If you threw away the entire flat spot and still had buffer left over, you’d now be back in the regular case, and you could adjust by a certain number of days more. So it’d take two steps to clear a flat spot and move the road closer to you, but it might be simpler (in terms of code) and more clear how it’s going to work and what results you’ll wring. So if you were 8 units above the flat spot, and then had 10 days of flat, we’d make you throw away the 10 days of flat as an explicit first step to ratcheting… like a flat spot ratchet says: “you have 10 days of flat spot. how many days of flat would you like remaining?” and then you can enter between 0-10, and we adjust accordingly.
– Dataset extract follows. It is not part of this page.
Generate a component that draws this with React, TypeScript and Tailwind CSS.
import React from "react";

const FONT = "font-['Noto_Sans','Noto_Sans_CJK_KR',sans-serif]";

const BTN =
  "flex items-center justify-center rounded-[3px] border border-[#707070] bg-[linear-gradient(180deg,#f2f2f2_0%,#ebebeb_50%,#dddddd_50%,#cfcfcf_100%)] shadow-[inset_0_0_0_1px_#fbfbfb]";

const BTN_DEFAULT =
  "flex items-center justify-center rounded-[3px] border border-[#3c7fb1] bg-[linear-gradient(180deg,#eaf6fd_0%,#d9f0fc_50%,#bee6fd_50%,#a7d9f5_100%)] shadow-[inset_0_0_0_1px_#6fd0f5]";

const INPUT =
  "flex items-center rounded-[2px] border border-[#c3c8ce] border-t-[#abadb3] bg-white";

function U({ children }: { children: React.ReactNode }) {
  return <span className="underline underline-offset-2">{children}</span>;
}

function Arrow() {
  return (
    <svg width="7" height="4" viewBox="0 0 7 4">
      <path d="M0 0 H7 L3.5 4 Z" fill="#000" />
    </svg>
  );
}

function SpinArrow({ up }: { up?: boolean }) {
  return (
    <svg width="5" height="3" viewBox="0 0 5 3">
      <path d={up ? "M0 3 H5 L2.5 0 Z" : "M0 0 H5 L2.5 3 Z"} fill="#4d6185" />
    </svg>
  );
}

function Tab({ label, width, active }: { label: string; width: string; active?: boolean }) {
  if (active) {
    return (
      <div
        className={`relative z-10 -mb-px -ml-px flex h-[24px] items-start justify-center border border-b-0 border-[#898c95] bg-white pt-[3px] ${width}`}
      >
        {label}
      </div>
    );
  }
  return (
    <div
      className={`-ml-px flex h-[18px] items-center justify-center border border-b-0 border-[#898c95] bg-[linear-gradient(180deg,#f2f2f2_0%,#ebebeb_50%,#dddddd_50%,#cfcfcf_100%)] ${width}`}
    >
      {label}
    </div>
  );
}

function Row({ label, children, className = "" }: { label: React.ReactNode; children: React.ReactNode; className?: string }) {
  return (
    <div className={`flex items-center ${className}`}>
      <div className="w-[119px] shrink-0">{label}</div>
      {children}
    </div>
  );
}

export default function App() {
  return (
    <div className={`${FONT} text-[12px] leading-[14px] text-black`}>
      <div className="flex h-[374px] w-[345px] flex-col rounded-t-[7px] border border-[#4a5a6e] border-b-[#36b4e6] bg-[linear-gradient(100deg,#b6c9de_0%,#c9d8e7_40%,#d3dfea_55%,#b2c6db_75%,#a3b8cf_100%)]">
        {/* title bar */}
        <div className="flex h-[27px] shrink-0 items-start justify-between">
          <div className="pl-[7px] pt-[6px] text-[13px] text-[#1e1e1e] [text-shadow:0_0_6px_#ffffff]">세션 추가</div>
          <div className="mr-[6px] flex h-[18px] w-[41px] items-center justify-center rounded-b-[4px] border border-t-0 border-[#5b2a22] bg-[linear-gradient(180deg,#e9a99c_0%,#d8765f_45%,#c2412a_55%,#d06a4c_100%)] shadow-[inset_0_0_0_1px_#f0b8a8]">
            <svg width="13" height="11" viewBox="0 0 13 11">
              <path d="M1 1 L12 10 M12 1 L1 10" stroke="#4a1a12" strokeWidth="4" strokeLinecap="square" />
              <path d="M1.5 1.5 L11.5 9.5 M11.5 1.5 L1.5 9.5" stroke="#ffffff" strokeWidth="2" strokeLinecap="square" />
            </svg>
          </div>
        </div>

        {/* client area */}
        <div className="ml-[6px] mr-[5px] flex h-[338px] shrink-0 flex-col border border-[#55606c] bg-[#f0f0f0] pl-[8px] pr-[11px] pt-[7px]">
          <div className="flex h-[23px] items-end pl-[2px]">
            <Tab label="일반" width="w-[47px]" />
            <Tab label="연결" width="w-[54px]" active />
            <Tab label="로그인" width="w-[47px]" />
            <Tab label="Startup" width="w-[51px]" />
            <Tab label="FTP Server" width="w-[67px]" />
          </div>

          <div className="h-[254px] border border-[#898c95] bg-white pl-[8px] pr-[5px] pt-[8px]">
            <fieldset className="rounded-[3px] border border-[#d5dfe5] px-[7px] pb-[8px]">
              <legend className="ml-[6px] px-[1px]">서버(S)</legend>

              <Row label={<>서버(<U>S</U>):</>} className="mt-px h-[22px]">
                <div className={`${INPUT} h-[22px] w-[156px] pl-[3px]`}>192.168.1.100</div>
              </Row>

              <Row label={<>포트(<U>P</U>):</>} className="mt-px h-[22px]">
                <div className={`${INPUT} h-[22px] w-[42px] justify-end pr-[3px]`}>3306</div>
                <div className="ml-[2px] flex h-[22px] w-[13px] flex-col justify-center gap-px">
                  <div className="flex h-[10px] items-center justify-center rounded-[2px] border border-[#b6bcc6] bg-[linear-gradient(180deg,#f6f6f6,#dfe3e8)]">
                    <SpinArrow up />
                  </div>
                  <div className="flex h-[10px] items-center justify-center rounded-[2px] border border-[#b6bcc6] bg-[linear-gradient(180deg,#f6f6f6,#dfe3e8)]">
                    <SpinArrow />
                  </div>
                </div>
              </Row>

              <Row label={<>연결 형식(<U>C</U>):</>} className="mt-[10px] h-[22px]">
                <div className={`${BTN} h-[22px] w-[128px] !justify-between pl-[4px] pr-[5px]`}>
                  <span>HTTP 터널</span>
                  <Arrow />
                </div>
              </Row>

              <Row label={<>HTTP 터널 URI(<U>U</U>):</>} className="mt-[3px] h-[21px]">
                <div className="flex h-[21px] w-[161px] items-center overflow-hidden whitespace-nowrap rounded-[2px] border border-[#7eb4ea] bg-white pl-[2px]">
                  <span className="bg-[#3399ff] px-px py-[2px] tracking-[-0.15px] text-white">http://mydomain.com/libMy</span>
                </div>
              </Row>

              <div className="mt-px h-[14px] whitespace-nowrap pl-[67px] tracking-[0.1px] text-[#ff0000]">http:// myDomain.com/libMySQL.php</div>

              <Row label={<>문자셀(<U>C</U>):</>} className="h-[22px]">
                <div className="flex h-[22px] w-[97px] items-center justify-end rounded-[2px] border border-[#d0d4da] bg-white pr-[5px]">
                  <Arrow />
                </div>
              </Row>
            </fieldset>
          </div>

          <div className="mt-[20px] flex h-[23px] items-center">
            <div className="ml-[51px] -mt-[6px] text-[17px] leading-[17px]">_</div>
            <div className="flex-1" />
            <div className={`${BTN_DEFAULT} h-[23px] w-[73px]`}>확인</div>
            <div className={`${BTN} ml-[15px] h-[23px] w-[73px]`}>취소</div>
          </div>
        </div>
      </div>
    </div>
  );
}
And then if you wanted to ratchet to 0 days of buffer, for example, first you’d have to send flat spot to 0, then as a second step, now you’d have a non-zero daily rate and you’d be allowed to do a regular day-ly ratchet.
Combine day-ly ratcheting and flat-spot-sliding ratcheting programmatically through the magic of if-statements!
On the one hand it might seem relatively straightforward, but in practice it could get complex and weird, with like, checking for a flat spot, and then sliding, and then rechecking how many days of buffer you have now, and then day-ly ratcheting, and again checking how much buffer, and if there was lots of buffer and lots of weekends off, or something like that it could be real weird?
Maybe we could do some more limited version of ratcheting when there’s a flat segment. Like maybe you can only ratchet to a beemergency if you’re in a flat segment. We pick some amount (the average rate?, the upcoming rate?, as the user for an amount?) and move the road to be that far above your vcur. So on a flat your only option re ratcheting is “make me do something today” and then we ask you “how much” and you say 10, or whatever, and we make it so you now have to do 10, but the road going forward from today just remains the same.